Ham and Split Pea Soup

I hate peas but I love this!

You will need a crock pot or Dutch oven and a large stock pot.

For the ham

• Ham with skin and fat

• Garlic cloves, peeled, whole or coarsely chopped

• Onion, yellow or white, 1/2 to 1 cup coarsely chopped

• Water

For the soup

• Bag of dried split peas, 1-3 bags depending on how much you are making

• Garlic, pressed, chopped fine or mashed into a paste, about 3 cloves per each bag of peas

• Onion, yellow or white, chopped fine, about one onion to each bag of peas

• Parsley, dried or fresh Italian flat leaf

• Salt and pepper

1. Prepare the ham

I always start my ham the same way, in a slow cooker with a little water, garlic and onion in the morning and let it cook on low all day. The size of the ham depends on how many people you are feeding. It’s important to have a little skin and fat on it. Rinse and dry ham. Place in crock pot with an inch or so of water. Add garlic cloves and coarsely chopped onion. Cover and cook on low all day.

2. Prepare the soup

Following the directions on the bag, bring water to a boil in a large stock pot and add peas. All of the split peas will tell you on the bag how much water to add to get a good soup consistency. Since it takes about an hour to cook down, start the peas to boil while you chop your onion and garlic. Make is so fine it disappears in the boil. And add it as soon as it’s chopped up. Then add enough parsley to just cover the top of the water and stir in. Lower to a simmer. Remove ham from crock pot. Cut off the skin with the most fat, chop and add to the soup.

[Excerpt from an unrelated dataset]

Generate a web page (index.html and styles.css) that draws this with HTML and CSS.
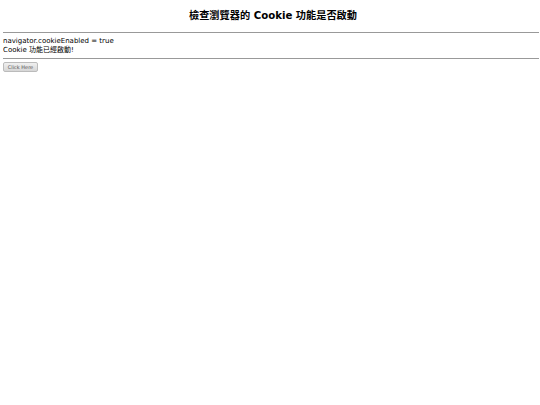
FILE: index.html
```html
<!DOCTYPE html>
<html>
<head>
<meta charset="utf-8">
<link rel="stylesheet" href="styles.css">
</head>
<body>
<h1 class="title">檢查瀏覽器的 Cookie 功能是否啟動</h1>
<hr class="rule">
<div class="result">
<div>navigator.cookieEnabled = true</div>
<div>Cookie 功能已經啟動!</div>
</div>
<hr class="rule">
<button class="btn">Click Here</button>
</body>
</html>
```
FILE: styles.css
```css
html, body { background: #fff; }
body {
  margin: 0 1px 0 3px;
  font-family: "DejaVu Sans", "Noto Sans CJK TC", sans-serif;
  font-size: 7px;
  color: #000;
}
.title {
  margin: 0;
  padding-top: 10px;
  padding-left: 4px;
  text-align: center;
  font-size: 10.2px;
  font-weight: bold;
  line-height: 12px;
  box-sizing: border-box;
  height: 32px;
}
.rule {
  margin: 0;
  border: 0;
  border-top: 1px solid #999;
  height: 0;
}
.result {
  padding: 4px 0 3px;
  line-height: 9px;
}
.btn {
  display: block;
  margin-top: 3px;
  font-family: "DejaVu Sans", sans-serif;
  font-size: 5px;
  height: 10px;
  width: 35px;
  padding: 0;
  border: 1px solid #bbb;
  border-radius: 2px;
  background: linear-gradient(#f0f0f0, #d6d6d6);
  color: #555;
}
```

Now the hard part. Add salt and pepper to taste. Just remember to add so much salt and pepper at first that you think, “It’s almost there,” then add more. By the time the dish is finished the flavors will cook together. 

3. Serve

Slice the ham into 1/4 inch thick pieces and layer in the bottom of individual soup bowls. Ladle soup over and serve with more salt, pepper and shredded Parmesan cheese. You can always top it with anything you like. I like it just the way it is. It’s very filling and great on a cold day.

Brett Curry performs akicita duties at the powwow in Cherry Creek.